Various Types Of Cancer And Diseases example essay topic

500 words
Every time a person smokes a cigarette the y take five minutes off of their life. Of any drug in the world, tobacco is the most dangerous. It causes thousands of deaths each year including 300,000 deaths in the United States, 50,000 deaths in Britain, and 16,000 deaths in Australia (Stepney 5). Tobacco may cause various types of cancer, heart disease, and breathing problems.

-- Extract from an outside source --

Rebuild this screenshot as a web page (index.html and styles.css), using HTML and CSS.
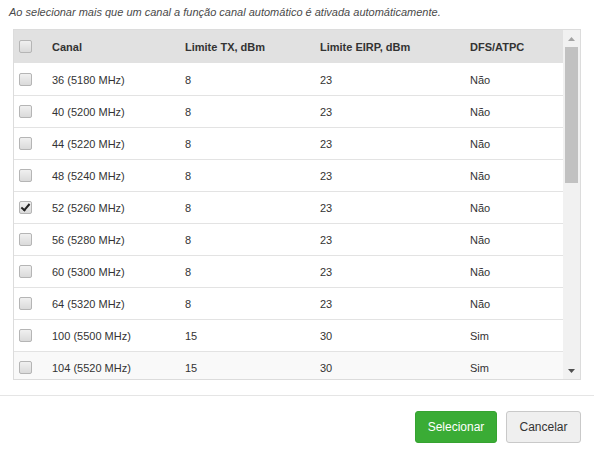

Smoking not only affects the smoker but puts everyone around the smoker in danger from secondhand smoke, which "has a much higher concentration of tar, nicotine, and all the other gases that make up tobacco smoke" (Kla g 82). Therefore, smoking in public should not be allowed because it is very harmful to the smoker and the nonsmoker. Each year 160,000 men and 140,000 women die from smoke-related illnesses. For many of these people, smoking is just a hobbie or a trend, but most smokers don't realize exactly how deadly cigarettes can be.

They contain "forty-three known cancer causing chemicals", all of which can be deadly (Larson 317). One of the main chemicals in cigarettes is carbon monoxide (CO). CO takes oxygen from red blood cells, which leaves the tissues without oxygen, also (Larson 317). CO is also the poisonous gas found in car exhaust fumes.

Cigarettes also contain an addictive drug known as nicotine. Nicotine "acts on [the] adrenal glands, causing them to secrete hormones that temporarily increase blood pressure and heart rate. ". (Larson 318). After a few months or years, smokers may come to depend on nicotine and may experience many effects on the brain and the body. Cigarettes contain many other cancer causing chemicals including: ammonia, which is found in toilet cleaners, DDT, which is a pesticide that has been banned in farming, and cadmium, which is found in car batteries (Stepney 14).

All of these are poisonous and may cause various types of cancer and diseases. Many people know that smoking may lead to various types of cancer. In fact, "cigarette smoke accounts for the vast majority of deaths from lung cancer... ". (Larson 317).

The risk of cancer becomes greater every time a person smokes a cigarette. Lung cancer begins when tar droplets are breathed in and land in the large tubes that take air in to the lungs. The tar irritates the lining of the air passages and chemicals in the tar damage the cells in the lining. For a while, the damage is repaired by the body, but eventually the damage can no longer be repaired. After one cell becomes cancerous, it begins to multiply. This then causes a growth, or tumor to develop and spread throughout the lungs and the entire body.

If people stopped smoknig then nine of the ten who used to smoke and who would have died from lung cancer wouldn't even get the disease.